Nov. 19 (Bloomberg) -- Energy Development Corp., the largest Philippine geothermal power generator, fell the most in more than four years on concern earnings will decline after the company said its typhoon-damaged plants are inoperable.

The shares tumbled 12 percent to 4.58 pesos at the close in Manila, the sharpest loss since April 13, 2009. They were the biggest decliners in the benchmark Philippine Stock Exchange Index, which dropped 1.2 percent. First Gen Corp., parent of the company, slid 7.2 percent to 12.90 pesos, capping a nine-day, 20 percent slump.

“Investors are concerned over the short-term impact on income, considering more than half of the company’s capacity is down and it’s uncertain when it will be back on line,” said Aaron Salvador, Manila-based analyst at Macquarie Group Ltd.

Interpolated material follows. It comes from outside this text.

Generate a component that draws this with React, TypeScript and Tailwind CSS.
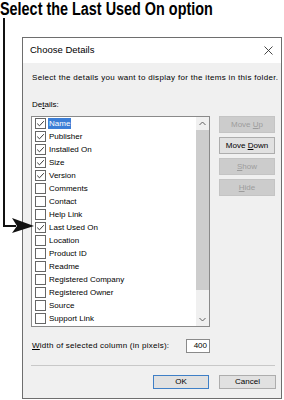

Salvador has a neutral rating on Energy Development shares with a 12-month price forecast of 6.70 pesos.

Energy Development said today that none of the four major plants in its Leyte field that were damaged by Typhoon Haiyan are operational. The company is invoking force majeure under a purchase contract with National Power Corp.

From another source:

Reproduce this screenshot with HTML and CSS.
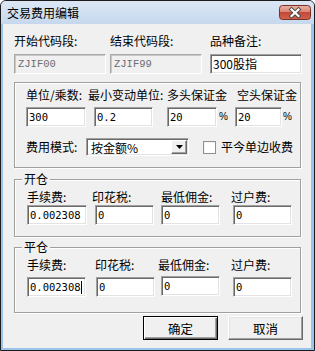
FILE: index.html
```html
<!DOCTYPE html>
<html lang="zh-CN">

<head>
    <meta charset="UTF-8">
    <meta name="viewport" content="width=device-width, initial-scale=1.0">
    <title>交易费用编辑</title>
    <link rel="stylesheet" href="styles.css">
</head>

<body>
    <div class="window">
        <div class="titlebar">
            <span class="title">交易费用编辑</span>
            <span class="close">
                <svg width="32" height="15" viewBox="0 0 32 15">
                    <defs>
                        <linearGradient id="cg" x1="0" y1="0" x2="0" y2="1">
                            <stop offset="0" stop-color="#eab3a7" />
                            <stop offset="0.45" stop-color="#d98572" />
                            <stop offset="0.5" stop-color="#c4493a" />
                            <stop offset="1" stop-color="#d0624c" />
                        </linearGradient>
                    </defs>
                    <rect x="0.5" y="0.5" width="31" height="14" rx="3" fill="url(#cg)" stroke="#7d3026" />
                    <path d="M12.5 4.5 L19.5 11 M19.5 4.5 L12.5 11" stroke="#454545" stroke-width="4" stroke-linecap="square" />
                    <path d="M12.5 4.5 L19.5 11 M19.5 4.5 L12.5 11" stroke="#fff" stroke-width="2.2" stroke-linecap="square" />
                </svg>
            </span>
        </div>

        <div class="client">
            <!-- 代码段 -->
            <div class="top-fields">
                <div class="top-field w96">
                    <div class="label">开始代码段:</div>
                    <div class="edit disabled">ZJIF00</div>
                </div>
                <div class="top-field w100">
                    <div class="label">结束代码段:</div>
                    <div class="edit disabled">ZJIF99</div>
                </div>
                <div class="top-field">
                    <div class="label">品种备注:</div>
                    <div class="edit"><span class="cjk">300股指</span></div>
                </div>
            </div>

            <!-- 单位/保证金 -->
            <div class="group unit-group">
                <div class="label-row">
                    <span class="label u1">单位/乘数:</span>
                    <span class="label u2">最小变动单位:</span>
                    <span class="label u3">多头保证金</span>
                    <span class="label">空头保证金</span>
                </div>
                <div class="edit-row">
                    <div class="edit e60">300</div>
                    <div class="edit e59 ml8">0.2</div>
                    <div class="edit e50 ml14">20</div>
                    <span class="pct">%</span>
                    <div class="edit e47">20</div>
                    <span class="pct pct-last">%</span>
                </div>
                <div class="mode-row">
                    <span class="label mode-label">费用模式:</span>
                    <div class="combo">
                        <span class="combo-text">按金额%</span>
                        <span class="combo-btn">
                            <svg width="7" height="4" viewBox="0 0 7 4">
                                <path d="M0 0 H7 L3.5 4 Z" fill="#000" />
                            </svg>
                        </span>
                    </div>
                    <span class="check"></span>
                    <span class="label check-label">平今单边收费</span>
                </div>
            </div>

            <!-- 开仓 -->
            <div class="group open-group">
                <div class="group-title">开仓</div>
                <div class="label-row fee-labels">
                    <span class="label o1">手续费:</span>
                    <span class="label o2">印花税:</span>
                    <span class="label o3">最低佣金:</span>
                    <span class="label">过户费:</span>
                </div>
                <div class="edit-row fee-edits">
                    <div class="edit e60">0.002308</div>
                    <div class="edit e59 ml8">0</div>
                    <div class="edit e59 ml7">0</div>
                    <div class="edit e59 ml13">0</div>
                </div>
            </div>

            <!-- 平仓 -->
            <div class="group close-group">
                <div class="group-title">平仓</div>
                <div class="label-row fee-labels">
                    <span class="label c1">手续费:</span>
                    <span class="label c2">印花税:</span>
                    <span class="label c3">最低佣金:</span>
                    <span class="label">过户费:</span>
                </div>
                <div class="edit-row fee-edits close-edits">
                    <div class="edit e59">0.002308<span class="caret"></span></div>
                    <div class="edit e59 ml10">0</div>
                    <div class="edit e59 ml6 raised-1">0</div>
                    <div class="edit e59 ml13">0</div>
                </div>
            </div>

            <div class="buttons">
                <span class="btn btn-default">确定</span>
                <span class="btn">取消</span>
            </div>
        </div>
    </div>
</body>

</html>
```

FILE: styles.css
```css
* {
    margin: 0;
    padding: 0;
    box-sizing: border-box;
}

body {
    width: 315px;
    height: 351px;
    overflow: hidden;
    background: #fff;
    font-family: "Noto Sans CJK SC", "Liberation Sans", sans-serif;
    font-size: 12px;
    color: #000;
}

.window {
    width: 315px;
    height: 351px;
    display: flex;
    flex-direction: column;
    border: 1px solid #1c1c1c;
    border-radius: 6px 6px 0 0;
    background: #9cc4ea;
    padding: 0 3px 2px 2px;
}

/* 标题栏 */
.titlebar {
    height: 23px;
    margin: 0 -3px 0 -2px;
    padding: 0 3px 0 6px;
    display: flex;
    align-items: center;
    background: linear-gradient(#dce7f5, #c6d8ee);
    border-radius: 5px 5px 0 0;
}

.title {
    line-height: 14px;
}

.close {
    margin-left: auto;
    display: flex;
}

/* 客户区 */
.client {
    flex: 1;
    display: flex;
    flex-direction: column;
    background: #f0f0f0;
    padding: 10px 0 0 11px;
}

.label {
    line-height: 14px;
    height: 14px;
    white-space: nowrap;
}

.top-fields {
    display: flex;
}

.top-field {
    width: 92px;
}

.top-field.w96 {
    width: 96px;
}

.top-field.w100 {
    width: 100px;
}

.top-field .edit {
    width: 92px;
    margin-top: 6px;
}

/* 输入框 */
.edit {
    height: 20px;
    background: #fff;
    border: 1px solid;
    border-color: #a0a0a0 #fff #fff #a0a0a0;
    box-shadow: inset 1px 1px #696969, inset -1px -1px #e3e3e3;
    padding: 1px 0 0 2px;
    font-family: "DejaVu Sans Mono", monospace;
    font-size: 10.5px;
    line-height: 16px;
    white-space: nowrap;
    overflow: hidden;
    flex-shrink: 0;
}

.edit.disabled {
    background: #f0f0f0;
    color: #6d6d6d;
    font-family: "Liberation Mono", monospace;
    font-size: 10.5px;
    padding-left: 3px;
    box-shadow: inset 1px 1px #c8c8c8;
    border-color: #a8a8a8 #fff #fff #a8a8a8;
}

.edit .cjk {
    font-family: "Noto Sans CJK SC", sans-serif;
    font-size: 12px;
}

.caret {
    display: inline-block;
    width: 1px;
    height: 13px;
    background: #000;
    vertical-align: -3px;
}

.e60 { width: 60px; }
.e59 { width: 59px; }
.e50 { width: 50px; }
.e47 { width: 47px; }
.ml6 { margin-left: 6px; }
.ml7 { margin-left: 7px; }
.ml8 { margin-left: 8px; }
.ml10 { margin-left: 10px; }
.ml13 { margin-left: 13px; }
.ml14 { margin-left: 14px; }

.raised-1 {
    margin-top: -1px;
}

.pct {
    width: 18px;
    padding-left: 2px;
    font-family: "Liberation Sans", sans-serif;
    font-size: 10px;
    line-height: 20px;
}

.pct-last {
    padding-left: 1px;
}

/* 分组框 */
.group {
    width: 287px;
    border: 1px solid #a0a0a0;
    box-shadow: inset 1px 1px #fff, 1px 1px #fff;
}

.group-title {
    width: fit-content;
    margin: -8px 0 0 7px;
    padding: 0 2px;
    line-height: 14px;
    height: 14px;
    background: #f0f0f0;
}

.label-row,
.edit-row {
    display: flex;
}

.unit-group {
    margin-top: 8px;
    padding: 5px 0 11px 11px;
}

.unit-group .edit-row {
    margin-top: 5px;
}

.u1 { width: 62px; }
.u2 { width: 79px; }
.u3 { width: 70px; }

.mode-row {
    display: flex;
    align-items: center;
    height: 18px;
    margin-top: 11px;
}

.mode-label {
    width: 60px;
}

.combo {
    width: 103px;
    height: 18px;
    display: flex;
    background: #fff;
    border: 1px solid;
    border-color: #a0a0a0 #fff #fff #a0a0a0;
    box-shadow: inset 1px 1px #696969, inset -1px -1px #e3e3e3;
    padding: 1px 1px 1px 1px;
}

.combo-text {
    flex: 1;
    padding-left: 3px;
    line-height: 15px;
}

.combo-btn {
    width: 16px;
    display: flex;
    align-items: center;
    justify-content: center;
    background: #f0f0f0;
    border: 1px solid;
    border-color: #fff #696969 #696969 #fff;
    box-shadow: inset -1px -1px #a0a0a0;
}

.check {
    width: 13px;
    height: 13px;
    margin-left: 14px;
    background: #fff;
    border: 1px solid #8f8f8f;
    box-shadow: inset 1px 1px #f4f4f4;
}

.check-label {
    margin-left: 5px;
}

/* 开仓 / 平仓 */
.open-group {
    margin-top: 11px;
    padding: 0 0 11px 12px;
}

.open-group .group-title,
.close-group .group-title {
    margin-left: -5px;
}

.fee-labels {
    margin-top: 4px;
}

.fee-edits {
    margin-top: 1px;
}

.o1 { width: 65px; }
.o2 { width: 69px; }
.o3 { width: 70px; }

.close-group {
    margin-top: 10px;
    padding: 0 0 15px 12px;
}

.c1 { width: 68px; }
.c2 { width: 63px; }
.c3 { width: 73px; }

.close-edits {
    margin-top: 5px;
    align-items: flex-start;
}

/* 按钮 */
.buttons {
    display: flex;
    justify-content: flex-end;
    gap: 10px;
    margin-top: 3px;
    padding-right: 8px;
}

.btn {
    width: 75px;
    height: 24px;
    display: flex;
    align-items: center;
    justify-content: center;
    background: #f0f0f0;
    border: 1px solid;
    border-color: #fff #696969 #696969 #fff;
    box-shadow: inset -1px -1px #a0a0a0, inset 1px 1px #e3e3e3;
    font-size: 12.5px;
}

.btn-default {
    border-color: #000;
    box-shadow: inset 1px 1px #fff, inset -1px -1px #696969, inset -2px -2px #a0a0a0;
}
```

The Leyte field accounts for 56 percent of the company’s overall generating capacity, according to its website. It contributed 7.58 billion pesos ($174 million) of the company’s first-half revenue of 13.43 billion pesos, data show.

Energy Development is “exerting all best efforts to return all the power plants back to service at the soonest possible time,” it wrote in a stock exchange filing today. The four plants have 650.9 megawatts combined capacity, accounting for 93 percent of the Leyte field’s capability.

“Over the long term, it remains a good venture, but expect negative news flow in the next couple of months,” Salvador said.

The stock has 11 buy and two hold ratings, with an average 12-month price forecast of 7.09 pesos, according to a Bloomberg survey of analysts.